Me:  "I read your email, where do I fit in?"

 

Thanks,

Jake

Submitted by rgbiv99 on Monday June 14th, 2010 4:33 pm

Jake,
I wish I had a good answer for this one. I have coworkers who do this too. I actually used to have a client who would send an email, then call me, then fax (!) me the information.
In my more patient moments I nod along to what they're saying and wait for the "action item" to appear. In my less patient moments I cut them off and say, "Yes, I read all of this in the email. What can I do for you?" Until we can find a way to make everyone match our own personal DISC profile, I think patience is the way to go. : -)
The Dude Abides,
Kate

Submitted by Tim Rutter on Monday June 14th, 2010 5:29 pm

I am guessing here Jake, but using the 80/20 rule, there are probably only a couple of people who take up most of your time on this. Is it worth taking them to one side and giving them some feedback?
Try something along the lines that you very much appraciate them going to the effort and time of giving you a full and detailed description/email and that to get the best response from you, they may like to try giving you a 'heads up' in bullet points and an indication of actions required. You can then set up a short 'heads together' once you have read through.
If you don't tell them, they won't know

Submitted by George Peden on Monday June 14th, 2010 6:53 pm

Ah - the feedback model. That didn't immediately come to mind becuase in this case the person is not in my direct organzation. I did get a hint from a mentor I trust, who said she will often say something like:
"I did get your email and understand it - thank you. Do you have something more to add?"
I may try that one.
 
Jake
 

Submitted by Tom Jedrzejewicz on Tuesday June 15th, 2010 9:49 pm

At the risk of being contrary .. I have found that sometimes we are telling the world how to treat us.  You should examine if you are doing (or not doing) something that encourages this kind of communication overkill. Ask one of these folks to coffee and inquire about why they think it is necessary.
* Perhaps you don't respond in a timely manner, or perhaps you respond more quickly if they "check in" quickly.
* Perhaps you have a history of missing details in these long emails.
And so on...
If you do figure something out, fix it.
As far as stopping the problem .. there is a forum thread on interruptions that has a number of tactics which should be helpful.

Submitted by Tanner Waldo on Saturday July 10th, 2010 9:31 am

I agree witih Tomjedrz.
I think your first course of action should be to reply to their e-mail immediately. Even if you don't add anything new, just summarize their points to show them that you have read and understood their message.

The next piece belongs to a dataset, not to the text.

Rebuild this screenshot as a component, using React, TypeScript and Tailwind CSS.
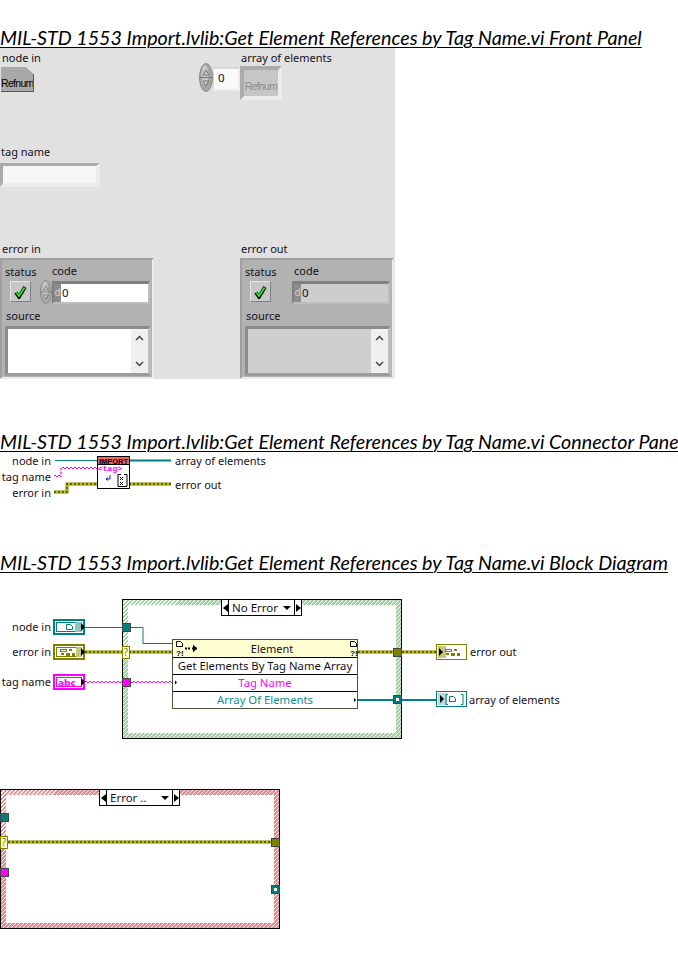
import React from "react";

const labelFont = "font-['Noto_Sans',sans-serif] text-[11px] leading-[14px] text-[#14101c] whitespace-nowrap";

function Heading({ children, className = "" }: { children: React.ReactNode; className?: string }) {
  return (
    <h2 className={`h-[21px] whitespace-nowrap font-['Lato',sans-serif] text-[19.7px] italic leading-[21px] text-black underline decoration-1 underline-offset-2 ${className}`}>
      {children}
    </h2>
  );
}

function Label({ children, className = "" }: { children: React.ReactNode; className?: string }) {
  return <span className={`absolute ${labelFont} ${className}`}>{children}</span>;
}

function Text({ children, className = "" }: { children: React.ReactNode; className?: string }) {
  return <div className={`h-[14px] ${labelFont} ${className}`}>{children}</div>;
}

function Spinner({ className = "" }: { className?: string }) {
  return (
    <svg className={`shrink-0 ${className}`} viewBox="0 0 14 29" preserveAspectRatio="none">
      <ellipse cx="7" cy="14.5" rx="6.5" ry="14" fill="#a6a6a6" stroke="#8a8a8a" />
      <ellipse cx="6" cy="12" rx="3.5" ry="10" fill="#c8c8c8" />
      <path d="M0.5 14.5h13" stroke="#777" />
      <path d="M7 7l-3 5h6z" fill="none" stroke="#777" />
      <path d="M7 23l-3-5h6z" fill="none" stroke="#777" />
    </svg>
  );
}

function Refnum({ disabled }: { disabled?: boolean }) {
  return disabled ? (
    <div className="h-[26px] w-[34px] overflow-hidden whitespace-nowrap bg-[#c6c6c6] pt-[9px] text-center font-['Liberation_Sans',sans-serif] text-[10.5px] leading-[15px] tracking-[-0.7px] text-[#8c8c8c] [clip-path:polygon(0_0,76%_0,100%_34%,100%_100%,0_100%)]">
      Refnum
    </div>
  ) : (
    <div className="h-[25px] w-[33px] overflow-hidden whitespace-nowrap border-r border-b border-[#555] bg-[#a9a9a9] pt-[9px] text-center font-['Liberation_Sans',sans-serif] text-[10.5px] leading-[15px] tracking-[-0.7px] text-black [clip-path:polygon(0_0,76%_0,100%_30%,100%_100%,0_100%)]">
      Refnum
    </div>
  );
}

function CheckButton() {
  return (
    <div className="ml-[8px] flex h-[20px] w-[20px] items-center justify-center border-t border-l border-[#e4e4e4] bg-[#c8c8c8] shadow-[1px_1px_0_#808080]">
      <svg width="13" height="14" viewBox="0 0 13 14">
        <path d="M2 7.5l3 4.5L11 2" fill="none" stroke="#000" strokeWidth="3.6" />
        <path d="M2.5 7.5l2.5 3.5L10.5 2.5" fill="none" stroke="#1aff1a" strokeWidth="1.8" />
      </svg>
    </div>
  );
}

function ScrollBar() {
  return (
    <div className="flex w-[17px] flex-col items-center justify-between bg-[#f0f0f0] py-[6px]">
      <svg width="9" height="6" viewBox="0 0 9 6"><path d="M1 5l3.5-3.5L8 5" fill="none" stroke="#444" strokeWidth="1.5" /></svg>
      <svg width="9" height="6" viewBox="0 0 9 6"><path d="M1 1l3.5 3.5L8 1" fill="none" stroke="#444" strokeWidth="1.5" /></svg>
    </div>
  );
}

// error in / error out cluster, the only difference is control vs indicator
function ErrorCluster({ out }: { out?: boolean }) {
  return (
    <div className="h-[121px] w-[154px] border-2 border-t-[#a0a0a0] border-l-[#a0a0a0] border-r-[#ececec] border-b-[#ececec] bg-[#b2b2b2]">
      <div className="flex">
        <div className="w-[38px] pt-[5px]">
          <Text className="pl-[3px]">status</Text>
          <div className="mt-[2px]"><CheckButton /></div>
        </div>
        <div className="pt-[4px]">
          <Text className={out ? "pl-[14px]" : "pl-[12px]"}>code</Text>
          <div className={`mt-[2px] flex h-[24px] items-center ${out ? "pl-[12px]" : ""}`}>
            {!out && <Spinner className="h-[24px] w-[12px]" />}
            <div className="flex h-[23px] w-[98px] border-t-[3px] border-l-[2px] border-b-2 border-r-2 border-t-[#808080] border-l-[#808080] border-b-[#bdbdbd] border-r-[#bdbdbd]">
              <div className="w-[7px] bg-[#8c8c8c] text-center font-['Noto_Sans',sans-serif] text-[10px] leading-[17px] text-[#d0d0d0]">d</div>
              <div className={`flex-1 pl-px ${labelFont} !leading-[17px] !text-[11.5px] ${out ? "bg-[#cdcdcd]" : "bg-white"}`}>0</div>
            </div>
          </div>
        </div>
      </div>
      <Text className="mt-[5px] pl-[4px]">source</Text>
      <div className="ml-[3px] mt-[3px] flex h-[50px] w-[146px] border-[3px] border-t-[#8c8c8c] border-l-[#8c8c8c] border-b-[#9c9c9c] border-r-[#bdbdbd]">
        <div className={`flex-1 ${out ? "bg-[#cfcfcf]" : "bg-white"}`} />
        <ScrollBar />
      </div>
    </div>
  );
}

function FrontPanel() {
  return (
    <div className="flex h-[331px] w-[395px] bg-[#e1e1e1] pt-[3px]">
      <div className="w-[199px]">
        <Text className="pl-[2px]">node in</Text>
        <div className="ml-[1px] mt-[2px]"><Refnum /></div>
        <Text className="mt-[53px] pl-[1px]">tag name</Text>
        <div className="mt-[4px] h-[24px] w-[100px] border-t-[3px] border-l-[3px] border-r-[4px] border-b-[4px] border-t-[#aaaaaa] border-l-[#aaaaaa] border-r-[#ececec] border-b-[#ececec] bg-[#f6f6f6]" />
        <Text className="mt-[55px] pl-[2px]">error in</Text>
        <div className="mt-[2px]"><ErrorCluster /></div>
      </div>
      <div className="flex-1">
        <div className="flex items-start">
          <Spinner className="mt-[12px] h-[29px] w-[14px]" />
          <div className={`mt-[16px] h-[24px] w-[27px] border-t-2 border-l border-r-2 border-b-2 border-t-[#d8d8d8] border-l-[#d8d8d8] border-r-[#ececec] border-b-[#ececec] bg-[#fafafa] pl-[4px] ${labelFont} !leading-[18px] !text-[11.5px]`}>0</div>
          <div>
            <Text className="pl-px">array of elements</Text>
            <div className="mt-px h-[34px] w-[42px] border-4 border-t-[#ababab] border-l-[#ababab] border-r-[#ececec] border-b-[#ececec] bg-[#c6c6c6]">
              <Refnum disabled />
            </div>
          </div>
        </div>
        <div className="ml-[41px] mt-[142px]">
          <Text className="pl-px">error out</Text>
          <div className="mt-[2px]"><ErrorCluster out /></div>
        </div>
      </div>
    </div>
  );
}

// yellow/black error cluster wire
function ErrorWire({ d }: { d: string }) {
  return (
    <g fill="none">
      <path d={d} stroke="#808000" strokeWidth="3" />
      <path d={d} stroke="#ffff00" strokeWidth="1" />
      <path d={d} stroke="#000" strokeWidth="1" strokeDasharray="2 2" />
    </g>
  );
}

// string wire is a little zigzag: two offset dashes next to each other
function StringWire({ d }: { d: string }) {
  return (
    <g fill="none" stroke="#ff00ff" strokeDasharray="2 2">
      <path d={d} transform="translate(0 -0.5)" />
      <path d={d} transform="translate(0 0.5)" strokeDashoffset="2" />
    </g>
  );
}

function ConnectorPane() {
  return (
    <div className="relative h-[79px]">
      <svg className="absolute inset-0" width="678" height="79" viewBox="0 452 678 79">
        <path d="M55 460.5H97" stroke="#008080" />
        <path d="M129 460.5H171" stroke="#008080" strokeWidth="2" />
        <StringWire d="M54 476H61V468H97" />
        <ErrorWire d="M54 492H67V484H97" />
        <ErrorWire d="M129 484H171" />
        <rect x="97.5" y="456.5" width="32" height="32" fill="#fff" stroke="#000" />
        <rect x="98" y="457" width="31" height="7" fill="#f06464" />
        <path d="M97 464.5H130" stroke="#000" />
        <text x="113.5" y="463.5" textAnchor="middle" fontFamily="Liberation Sans, sans-serif" fontWeight="700" fontSize="7.5" fill="#000">IMPORT</text>
        <text x="98" y="471" fontFamily="Liberation Mono, monospace" fontWeight="700" fontSize="8" fill="#ff00ff">{"<tag>"}</text>
        <path d="M110 475v4h-4M108 477.5l-2 1.5 2 1.5" fill="none" stroke="#1c1ccc" />
        <path d="M121 474.5h-3v12h9v-12h-3" fill="none" stroke="#000" />
        <path d="M120 477l3 3m0-3l-3 3M120 482l3 3m0-3l-3 3" stroke="#000" />
      </svg>
      <div className="absolute left-0 top-[2px] flex w-[51px] flex-col items-end gap-[2px]">
        <Text>node in</Text>
        <Text>tag name</Text>
        <Text>error in</Text>
      </div>
      <div className="absolute left-[175px] top-[2px] flex flex-col gap-[10px]">
        <Text>array of elements</Text>
        <Text>error out</Text>
      </div>
    </div>
  );
}

function DocGlyph({ x, y, color = "#008080" }: { x: number; y: number; color?: string }) {
  return <path d={`M${x + 0.5} ${y + 0.5}h4l2 2v3h-6z`} fill="#fff" stroke={color} />;
}

function ClusterGlyph({ x, y, color }: { x: number; y: number; color: string }) {
  return (
    <g fill={color}>
      <rect x={x + 0.5} y={y + 0.5} width="6" height="2" fill="none" stroke={color} />
      <rect x={x + 9} y={y} width="3" height="2" />
      <rect x={x + 1} y={y + 4} width="3" height="2" />
      <rect x={x + 6} y={y + 4} width="4" height="3" />
      <rect x={x + 12} y={y + 4} width="3" height="3" />
    </g>
  );
}

function Tri({ x, y }: { x: number; y: number }) {
  return <path d={`M${x} ${y - 4}l4 4-4 4z`} fill="#000" />;
}

function Selector({ children, className = "" }: { children: React.ReactNode; className?: string }) {
  return (
    <div className={`absolute flex h-[17px] w-[81px] items-stretch border border-black bg-white ${className}`}>
      <div className="flex w-[7px] items-center justify-center border-r border-black">
        <div className="h-0 w-0 border-y-[4px] border-r-[5px] border-y-transparent border-r-black" />
      </div>
      <div className="flex flex-1 items-center justify-between px-[3px]">
        <span className={`${labelFont} !text-[11.5px]`}>{children}</span>
        <div className="h-0 w-0 border-x-[4px] border-t-[4px] border-x-transparent border-t-black" />
      </div>
      <div className="flex w-[7px] items-center justify-center border-l border-black">
        <div className="h-0 w-0 border-y-[4px] border-l-[5px] border-y-transparent border-l-black" />
      </div>
    </div>
  );
}

function CaseFrame({ error, className = "" }: { error?: boolean; className?: string }) {
  return (
    <div
      className={`absolute h-[140px] w-[280px] border border-black p-[5px] ${
        error
          ? "bg-[repeating-linear-gradient(135deg,#ff8080_0,#ff8080_2.1px,#ffffff_2.1px,#ffffff_2.83px)]"
          : "bg-[repeating-linear-gradient(135deg,#98d898_0,#98d898_2.1px,#ffffff_2.1px,#ffffff_2.83px)]"
      } ${className}`}
    >
      <div className="h-full w-full bg-white" />
    </div>
  );
}

function PropertyNode() {
  const row = "flex h-[17px] items-center justify-center border-t border-black font-['Noto_Sans',sans-serif] text-[11.3px] leading-[14px] whitespace-nowrap";
  return (
    <div className="absolute left-[172px] top-[66px] w-[186px] border border-[#4f4f3c] bg-white">
      <div className={`${labelFont} flex h-[17px] items-center justify-center bg-[#ffffd2] pl-[14px]`}>Element</div>
      <div className={`${row} text-[#14101c]`}>Get Elements By Tag Name Array</div>
      <div className={`${row} text-[#ff00ff]`}>Tag Name</div>
      <div className={`${row} text-[#0f8f8f]`}>Array Of Elements</div>
    </div>
  );
}

function BlockDiagram() {
  return (
    <div className="relative h-[370px]">
      <CaseFrame className="left-[122px] top-[26px]" />
      <CaseFrame error className="left-0 top-[216px]" />
      <PropertyNode />

      <svg className="absolute inset-0" width="678" height="370" viewBox="0 573 678 370">
        {/* no error case wires */}
        <path d="M85 627.5H143V643.5H172" fill="none" stroke="#008080" />
        <ErrorWire d="M85 652H172" />
        <StringWire d="M85 682H172" />
        <ErrorWire d="M358 652H436" />
        <path d="M358 700H436" stroke="#008080" strokeWidth="2" />

        {/* input terminals */}
        <rect x="54" y="620" width="30" height="14" fill="#fff" stroke="#008080" strokeWidth="2" />
        <rect x="56.5" y="622.5" width="25" height="9" fill="#fff" stroke="#008080" />
        <rect x="75" y="622" width="7" height="10" fill="#8cc4c4" />
        <DocGlyph x={66} y={624} />
        <Tri x={81} y={627} />

        <rect x="54" y="645" width="30" height="14" fill="#fff" stroke="#808000" strokeWidth="2" />
        <rect x="56.5" y="647.5" width="25" height="9" fill="#fff" stroke="#808000" />
        <rect x="76" y="647" width="6" height="10" fill="#c6c680" />
        <ClusterGlyph x={60} y={649} color="#808000" />
        <Tri x={81} y={652} />

        <rect x="54" y="675" width="30" height="14" fill="#fff" stroke="#ff00ff" strokeWidth="2" />
        <rect x="56.5" y="677.5" width="25" height="9" fill="#fff" stroke="#ff00ff" />
        <text x="58" y="685.5" fontFamily="DejaVu Sans, sans-serif" fontWeight="700" fontSize="9" fill="#ff00ff">abc</text>
        <Tri x={81} y={682} />

        {/* tunnels */}
        <rect x="122.5" y="623.5" width="8" height="8" fill="#008080" stroke="#444" />
        <rect x="122.5" y="646.5" width="7" height="12" fill="#ffffc8" stroke="#808000" />
        <text x="126" y="656" textAnchor="middle" fontFamily="Noto Sans, sans-serif" fontSize="10" fill="#808000">?</text>
        <rect x="122.5" y="678.5" width="8" height="8" fill="#ff00ff" stroke="#444" />
        <rect x="393.5" y="648.5" width="8" height="8" fill="#808000" stroke="#444" />
        <rect x="393.5" y="695.5" width="8" height="8" fill="#008080" stroke="#444" />
        <rect x="396" y="698" width="3" height="3" fill="#fff" />

        {/* property node decorations */}
        <DocGlyph x={176} y={641} color="#000" />
        <text x="176" y="656" fontFamily="Liberation Sans, sans-serif" fontWeight="700" fontSize="8" fill="#000">?!</text>
        <path d="M185 648.5h5m2 0h6" stroke="#000" strokeWidth="2" strokeDasharray="2 1" />
        <path d="M193 644.5l4 4-4 4z" fill="#000" />
        <DocGlyph x={350} y={641} color="#000" />
        <text x="350" y="656" fontFamily="Liberation Sans, sans-serif" fontWeight="700" fontSize="8" fill="#000">?!</text>
        <path d="M175 680.5l2 2-2 2z" fill="#000" />
        <path d="M354 698l2 2-2 2z" fill="#000" />

        {/* output indicators */}
        <rect x="436.5" y="644.5" width="30" height="15" fill="#fff" stroke="#808000" />
        <rect x="438" y="646" width="8" height="12" fill="#c6c680" />
        <Tri x={439} y={652} />
        <ClusterGlyph x={445} y={649} color="#808000" />
        <rect x="436.5" y="691.5" width="30" height="15" fill="#fff" stroke="#008080" />
        <rect x="438" y="693" width="9" height="12" fill="#b4dcdc" />
        <Tri x={440} y={699} />
        <path d="M448 694.5h-2v10h2M461 694.5h2v10h-2" fill="none" stroke="#008080" />
        <DocGlyph x={449} y={696} />

        {/* error case */}
        <ErrorWire d="M8 842H271" />
        <rect x="0.5" y="813.5" width="8" height="8" fill="#008080" stroke="#444" />
        <rect x="0.5" y="836.5" width="7" height="12" fill="#ffffc8" stroke="#808000" />
        <text x="4" y="846" textAnchor="middle" fontFamily="Noto Sans, sans-serif" fontSize="10" fill="#808000">?</text>
        <rect x="0.5" y="868.5" width="8" height="8" fill="#ff00ff" stroke="#444" />
        <rect x="271.5" y="838.5" width="8" height="8" fill="#808000" stroke="#444" />
        <rect x="271.5" y="885.5" width="8" height="8" fill="#008080" stroke="#444" />
        <rect x="274" y="888" width="3" height="3" fill="#fff" />
      </svg>

      <Selector className="left-[221px] top-[26px]">No Error</Selector>
      <Selector className="left-[99px] top-[216px]">Error ..</Selector>
      <Label className="right-[627px] top-[47px]">node in</Label>
      <Label className="right-[627px] top-[72px]">error in</Label>
      <Label className="right-[627px] top-[102px]">tag name</Label>
      <Label className="left-[470px] top-[72px]">error out</Label>
      <Label className="left-[469px] top-[120px]">array of elements</Label>
    </div>
  );
}

export default function App() {
  return (
    <div className="h-[979px] w-[678px] overflow-hidden bg-white pt-[27px]">
      <Heading>MIL-STD 1553 Import.lvlib:Get Element References by Tag Name.vi Front Panel</Heading>
      <FrontPanel />
      <Heading className="mt-[52px]">MIL-STD 1553 Import.lvlib:Get Element References by Tag Name.vi Connector Pane</Heading>
      <ConnectorPane />
      <Heading className="mt-[21px]">MIL-STD 1553 Import.lvlib:Get Element References by Tag Name.vi Block Diagram</Heading>
      <BlockDiagram />
    </div>
  );
}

Submitted by Jason Clishe on Sunday July 11th, 2010 10:36 am

I agree with both Tomjedrz and Timrutter. An approach that I've used in this situation is to say "Yes, I noticed that you sent me an email, but I carve out time a few times per day to focus on and process all of my email. Is there anything time sensitive in your email that can't wait until I get to my my email in an hour or two?"
This also helps to set the expectation for the future that senders should not expect an immediate response from you. And more often than not, the person I'm talking to usually ends up saying "wow, that's a good idea, I should do that too."